The innovation of the U-Net architecture is that it passes information from the higher-level parts of the network at the start across to the scaling-up side on the right, so structure and other information found in the initial higher levels can be used alongside information that’s passed up through the scaling-up blocks. Yay more information!
My existing architecture was basically a U-Net without the left-to-right arrows…so I thought ‘why not add them in and see what breaks?’.
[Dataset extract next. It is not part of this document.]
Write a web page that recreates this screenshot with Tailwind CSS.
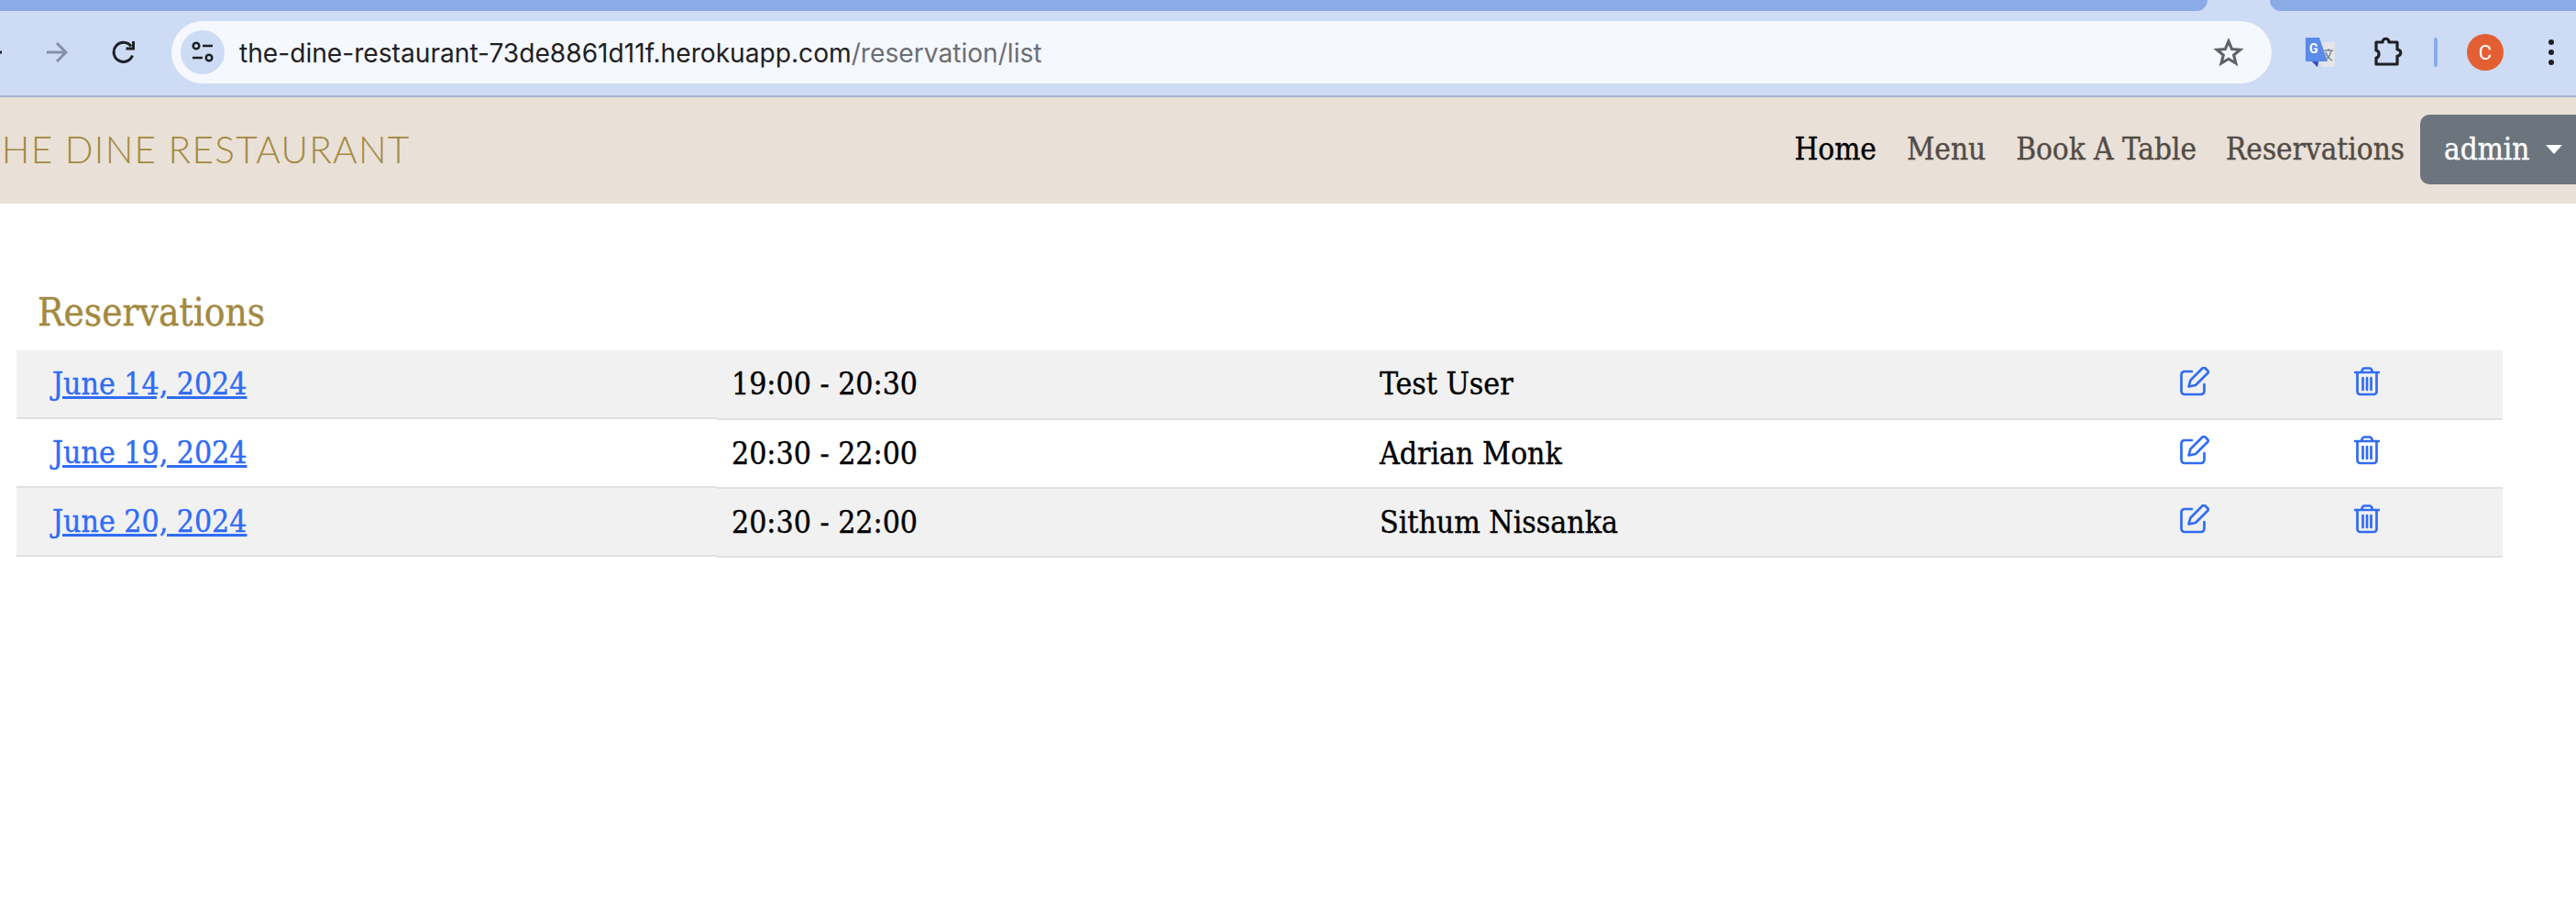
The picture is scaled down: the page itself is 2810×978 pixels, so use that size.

I added a simple line from the first block of scaling-down filters to the last block of the scaling-up filters just to see if I’d get any benefit. And…finally, I was getting somewhere. Here’s the current architecture - the final Lambda layer is just a multiplication to bring the values of the two new channels into the CIELAB colour space for a and b:
(it turns out that Zhang and his team released a new paper in May that also includes U-Net-like additions, so we’re thinking on the same lines at least!)
You Have Been Watching
Here’s a clip of the original b/w of ‘The Colour Problem’ side-by-side with my colourized version:
I’m not going to claim that it’s perfect. Or even wonderful. But: my partial U-Net was trained only on 5000 stills and only for 10 epochs (taking just over an hour). That it produced something akin to a fourth-generation VHS tape with no further effort on my part seems amazing.
End of Part One
Obviously, the next step is to train the net on the full dataset. This is going to require some rejigging of the training and test data, as the full 650,000 image dataset can’t fit in memory. I’ll probably be turning to bcolz for that. At that point I’ll also likely throw the code up on GitHub (after some tidying up). I’m also moving away from Amazon to a dedicated machine with a 1080Ti card, which should speed up training somewhat. I’ll probably also take a look to see if the additions in other colourization networks provide any benefit, for example adding other nets alongside the U-Net to provide local and global hints for colour. So stay tuned for part 2!
- spoilers: yes, it would. [return]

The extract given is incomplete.